Mental illnesses are prevalent and impairing conditions in the United States, with a 26% 12-month prevalence, and a 46% lifetime prevalence (Kessler, Chiu, Demler, & Walters, 2005; Kessler, Berglund, Demler, Jin, Merikangas, & Walters, 2005). In the United States, 5.8% of the population is considered as having a serious mental illness (SMI). The term SMI is used in federal regulations that refer to disorders that interfere with at least one area of social functioning. Mental illnesses are often stigmatized by the public and generally this stigma is regarded as an issue of concern, but the research indicates an inconsistent relationship between the presence of stigma and mental health (Mak, Poon, Pun & Chung, 2007). Given that stigma is both a social issue and a psychological issue, pitting in-groups against out-groups, it is often addressed in psychosocial treatment groups. The current study sought to generate a grounded theory model of stigma experiences and therapeutic changes experienced by those participating in a recovery-focused, psychoeducational group treatment program for persons with SMI, the Wellness Management and Recovery (WMR) program.

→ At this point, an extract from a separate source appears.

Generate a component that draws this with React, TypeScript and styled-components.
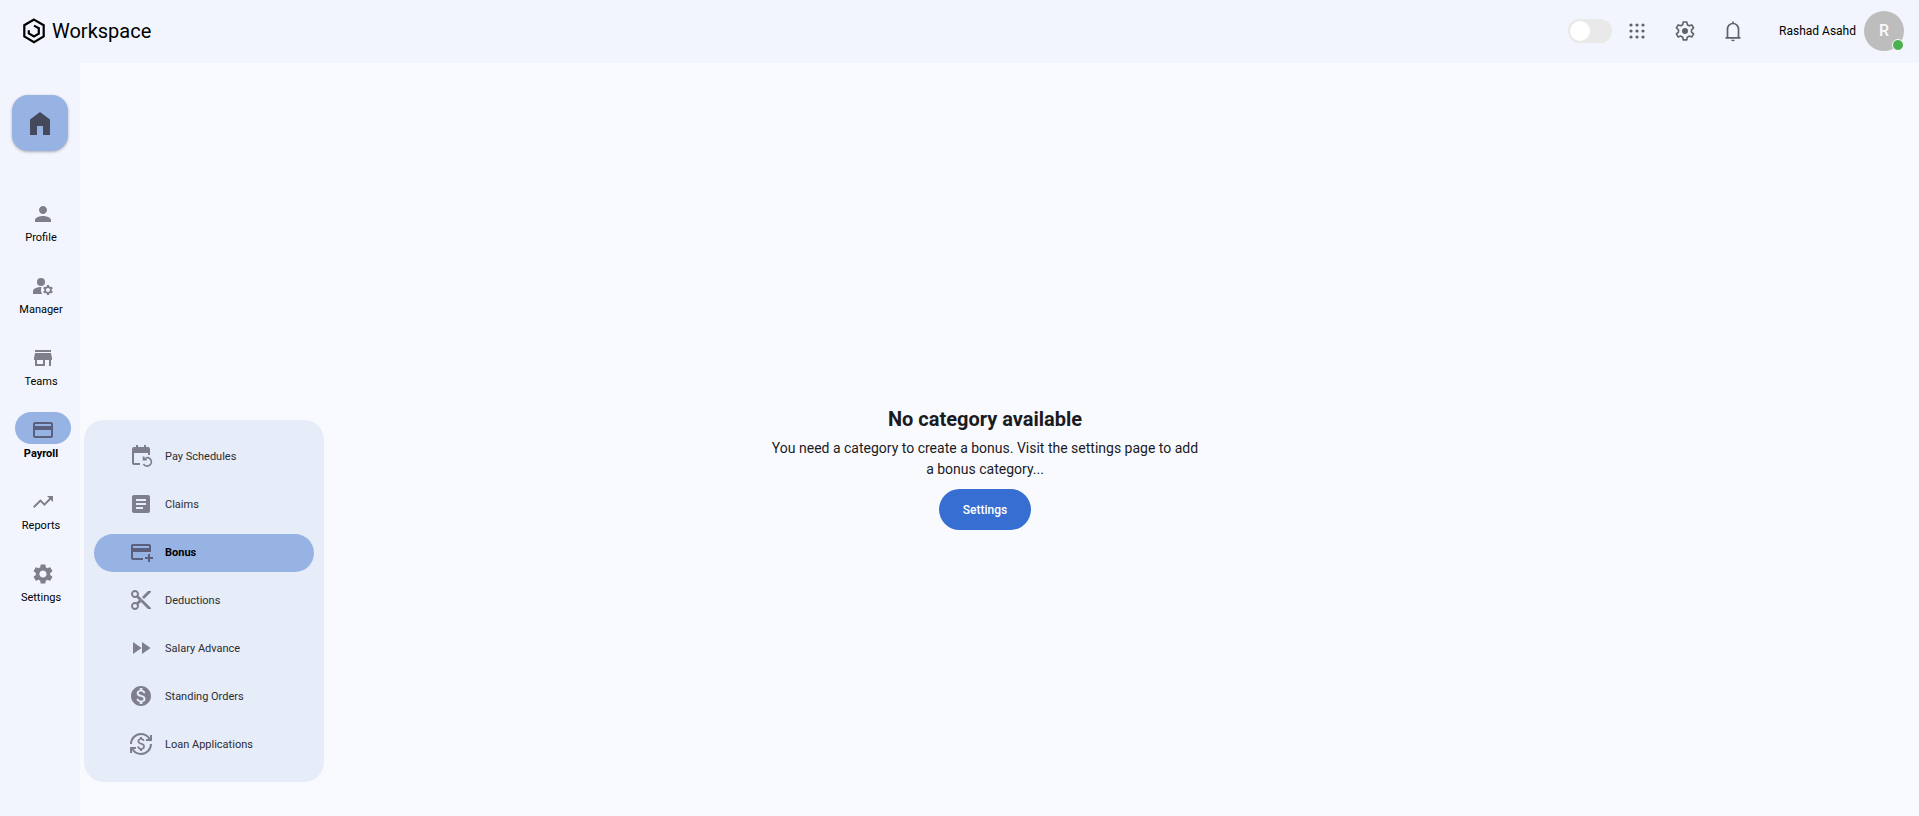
import React from "react";
import styled, { createGlobalStyle, css } from "styled-components";
import {
  MdAddCard, MdArticle, MdContentCut, MdCurrencyExchange, MdFastForward,
  MdManageAccounts, MdMonetizationOn, MdPayment, MdPerson, MdSettings, MdStore, MdTrendingUp,
} from "react-icons/md";

const GlobalStyle = createGlobalStyle`
  * { box-sizing: border-box; }
  body { margin: 0; background: #f8fafe; font-family: Roboto, "Liberation Sans", sans-serif; color: #000; }
  button { font: inherit; border: 0; background: none; padding: 0; cursor: pointer; }
  a { color: inherit; text-decoration: none; }
`;

const Page = styled.div`
  display: flex;
  flex-direction: column;
  min-height: 100vh;
`;

const Header = styled.header`
  display: flex;
  align-items: center;
  justify-content: space-between;
  height: 63px;
  padding: 0 15px 1px 22px;
  background: #f2f5fd;
`;

const Brand = styled.a`
  display: flex;
  align-items: center;
  gap: 6px;
  font-size: 20px;
  line-height: 24px;
`;

const Tools = styled.div`
  display: flex;
  align-items: center;
`;

const Switch = styled.input`
  appearance: none;
  width: 44px;
  height: 24px;
  margin: 0 13px 0 0;
  padding: 2px;
  border-radius: 12px;
  background: #e9e9e9;
  cursor: pointer;
  &::before {
    content: "";
    display: block;
    width: 20px;
    height: 20px;
    border-radius: 50%;
    background: #fff;
  }
  &:checked::before { margin-left: 20px; }
`;

const ToolButton = styled.button`
  display: flex;
  align-items: center;
  justify-content: center;
  width: 24px;
  height: 24px;
  margin-right: 24px;
  color: #5f6368;
`;

const User = styled.a`
  display: flex;
  align-items: center;
  gap: 8px;
  margin-left: 10px;
  font-size: 12px;
  line-height: 16px;
`;

const Avatar = styled.span`
  position: relative;
  display: flex;
  align-items: center;
  justify-content: center;
  width: 40px;
  height: 40px;
  border-radius: 50%;
  background: #bdbdbd;
  color: #fafafa;
  font-size: 16px;
  font-weight: 500;
`;

const Presence = styled.span`
  position: absolute;
  right: 0;
  bottom: 0;
  width: 12px;
  height: 12px;
  border: 1px solid #fff;
  border-radius: 50%;
  background: #4caf50;
`;

const Body = styled.div`
  display: flex;
  flex: 1;
`;

const Rail = styled.nav`
  display: flex;
  flex-direction: column;
  align-items: center;
  width: 80px;
  padding-top: 32px;
  background: #f2f5fd;
`;

const HomeButton = styled.a`
  display: flex;
  align-items: center;
  justify-content: center;
  width: 56px;
  height: 56px;
  margin-bottom: 42px;
  border-radius: 16px;
  background: #96b3e3;
  box-shadow: 0 1px 3px rgba(0, 0, 0, 0.3);
  color: #45495c;
`;

const RailItem = styled.a<{ $active?: boolean }>`
  display: flex;
  flex-direction: column;
  align-items: center;
  width: 80px;
  height: 72px;
  padding: 3px 0 0 2px;
  font-size: 11px;
  line-height: 16px;
  ${(p) => p.$active && css`font-weight: 700;`}
`;

const RailIcon = styled.span<{ $active?: boolean }>`
  display: flex;
  align-items: center;
  justify-content: center;
  width: 56px;
  height: 32px;
  margin: 0 0 2px 4px;
  padding-top: 4px;
  border-radius: 16px;
  color: ${(p) => (p.$active ? "#5a5f7d" : "#7f7e8d")};
  background: ${(p) => (p.$active ? "#96b3e3" : "transparent")};
`;

const Submenu = styled.nav`
  align-self: flex-end;
  display: flex;
  flex-direction: column;
  gap: 10px;
  width: 240px;
  margin: 0 0 34px 4px;
  padding: 18px 10px;
  border-radius: 20px;
  background: #e6ecf8;
`;

const SubmenuItem = styled.a<{ $active?: boolean }>`
  display: flex;
  align-items: center;
  gap: 12px;
  height: 38px;
  padding-left: 35px;
  border-radius: 19px;
  font-size: 11px;
  line-height: 16px;
  color: ${(p) => (p.$active ? "#000" : "#2b2d33")};
  font-weight: ${(p) => (p.$active ? 700 : 400)};
  background: ${(p) => (p.$active ? "#96b3e3" : "transparent")};
  svg {
    margin-bottom: 2px;
    color: ${(p) => (p.$active ? "#5a5f7d" : "#7f7e8d")};
  }
`;

const Main = styled.main`
  flex: 1;
  display: flex;
  flex-direction: column;
  align-items: center;
  justify-content: center;
  padding: 58px 273px 0 0;
  text-align: center;
`;

const Title = styled.h1`
  margin: 0 0 7px;
  font-size: 20px;
  line-height: 24px;
  font-weight: 700;
  color: #1b1b1f;
`;

const Message = styled.p`
  max-width: 432px;
  margin: 0 0 9px;
  font-size: 14px;
  line-height: 21px;
  color: #1b1b1f;
`;

const Action = styled.button`
  height: 41px;
  padding: 0 24px;
  border-radius: 21px;
  background: #366fd1;
  color: #fff;
  font-size: 12px;
  font-weight: 500;
`;

const LogoIcon = () => (
  <svg width="24" height="26" viewBox="0 0 24 26" fill="none" stroke="currentColor" strokeWidth="2.2" aria-hidden="true">
    <path d="M12 1.600 21.700 7.200v11.200L12 24.200 2.300 18.400V7.200z" />
    <path d="M12 7.600 16.800 10.200v5.400L12 18.400l-5.200-3v-3.200" />
  </svg>
);

const HomeIcon = () => (
  <svg width="20" height="23" viewBox="0 0 20 23" fill="currentColor" aria-hidden="true">
    <path d="M0 23V7.500L10 0l10 7.500V23h-7v-9H7v9z" />
  </svg>
);

const AppsIcon = () => (
  <svg width="24" height="24" viewBox="0 0 24 24" fill="currentColor" aria-hidden="true">
    {[6, 12, 18].map((y) => [6, 12, 18].map((x) => <circle key={`${x}-${y}`} cx={x} cy={y} r="1.600" />))}
  </svg>
);

const GearIcon = () => (
  <svg width="24" height="24" viewBox="0 0 24 24" fill="currentColor" aria-hidden="true">
    <path fill="none" stroke="currentColor" strokeWidth="1.600" strokeLinejoin="round" d="M10.200 3h3.600l.5 2.700 1.900 1.100 2.600-.9 1.800 3.100-2.100 1.800v2.300l2.100 1.800-1.800 3.100-2.600-.9-1.900 1.100-.5 2.700h-3.600l-.5-2.700-1.900-1.100-2.600.9L3.400 14.900l2.100-1.800v-2.300L3.400 9l1.800-3.100 2.600.9 1.900-1.100z" />
    <circle cx="12" cy="12" r="3" />
  </svg>
);

const BellIcon = () => (
  <svg width="24" height="24" viewBox="0 0 24 24" fill="none" stroke="currentColor" strokeWidth="1.700" aria-hidden="true">
    <path d="M4.500 18.800h15M6.500 18.800V10a5.500 5.500 0 0 1 11 0v8.800M12 4.500V2.500" />
    <path d="M10.200 20.700h3.600a1.800 1.500 0 0 1-3.600 0z" fill="currentColor" stroke="none" />
  </svg>
);

const ScheduleIcon = () => (
  <svg width="24" height="24" viewBox="0 0 24 24" fill="none" stroke="currentColor" aria-hidden="true">
    <path fill="currentColor" stroke="none" d="M5 3h2V1h2v2h6V1h2v2h2a2 2 0 0 1 2 2v6h-2V9H5v10h6v2H5a2 2 0 0 1-2-2V5a2 2 0 0 1 2-2z" />
    <path strokeWidth="1.600" d="M14.500 12.500v3.300h3.300M14.700 15.600a4.200 4.200 0 1 1-.2 4.200" />
  </svg>
);

const railItems = [
  { label: "Profile", icon: <MdPerson size={24} /> },
  { label: "Manager", icon: <MdManageAccounts size={24} /> },
  { label: "Teams", icon: <MdStore size={24} /> },
  { label: "Payroll", icon: <MdPayment size={24} />, active: true },
  { label: "Reports", icon: <MdTrendingUp size={24} /> },
  { label: "Settings", icon: <MdSettings size={24} /> },
];

const submenuItems = [
  { label: "Pay Schedules", icon: <ScheduleIcon /> },
  { label: "Claims", icon: <MdArticle size={24} /> },
  { label: "Bonus", icon: <MdAddCard size={24} />, active: true },
  { label: "Deductions", icon: <MdContentCut size={24} /> },
  { label: "Salary Advance", icon: <MdFastForward size={24} /> },
  { label: "Standing Orders", icon: <MdMonetizationOn size={24} /> },
  { label: "Loan Applications", icon: <MdCurrencyExchange size={24} /> },
];

export default function App() {
  return (
    <Page>
      <GlobalStyle />
      <Header>
        <Brand href="#"><LogoIcon />Workspace</Brand>
        <Tools>
          <Switch type="checkbox" role="switch" aria-label="Dark mode" />
          <ToolButton aria-label="Apps"><AppsIcon /></ToolButton>
          <ToolButton aria-label="Preferences"><GearIcon /></ToolButton>
          <ToolButton aria-label="Notifications"><BellIcon /></ToolButton>
          <User href="#">Rashad Asahd<Avatar>R<Presence /></Avatar></User>
        </Tools>
      </Header>
      <Body>
        <Rail aria-label="Main">
          <HomeButton href="#" aria-label="Home"><HomeIcon /></HomeButton>
          {railItems.map((item) => (
            <RailItem key={item.label} href="#" $active={item.active}>
              <RailIcon $active={item.active}>{item.icon}</RailIcon>
              {item.label}
            </RailItem>
          ))}
        </Rail>
        <Submenu aria-label="Payroll">
          {submenuItems.map((item) => (
            <SubmenuItem key={item.label} href="#" $active={item.active}>
              {item.icon}
              {item.label}
            </SubmenuItem>
          ))}
        </Submenu>
        <Main>
          <Title>No category available</Title>
          <Message>You need a category to create a bonus. Visit the settings page to add a bonus category...</Message>
          <Action>Settings</Action>
        </Main>
      </Body>
    </Page>
  );
}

Qualitative data were collected from 12 participants of the WMR program. Two higher order themes emerged. The first theme regarded participant experiences with mental illness and stigma, while the second theme regarded their responses to these phenomena. These two themes, experiences and response to mental illness and stigma, provide a unique viewpoint on the relationships between mental illness, public stigma, and internalized stigma from the perspective of WMR participants. Subordinate themes including benefits, limitations, coping, and disclosure of mental illness are described by participants, as well as the role of WMR in promoting mental health recovery and lessening internalized stigma. Participants also reflected on their experience and put forth hypotheses for the development, persistence, and consequences of both public and internalized stigma. Finally, participants provided suggestions for reducing stigma in the general public.
Results of this study help to elucidate the complicated associations between symptoms of mental illness, coping, and how public and internalized stigma complicate the recovery process. Further support is provided for theories of stigma as a harmful social process with dire consequences for the internal and external environments of the stigmatized individual (Corrigan, 2004).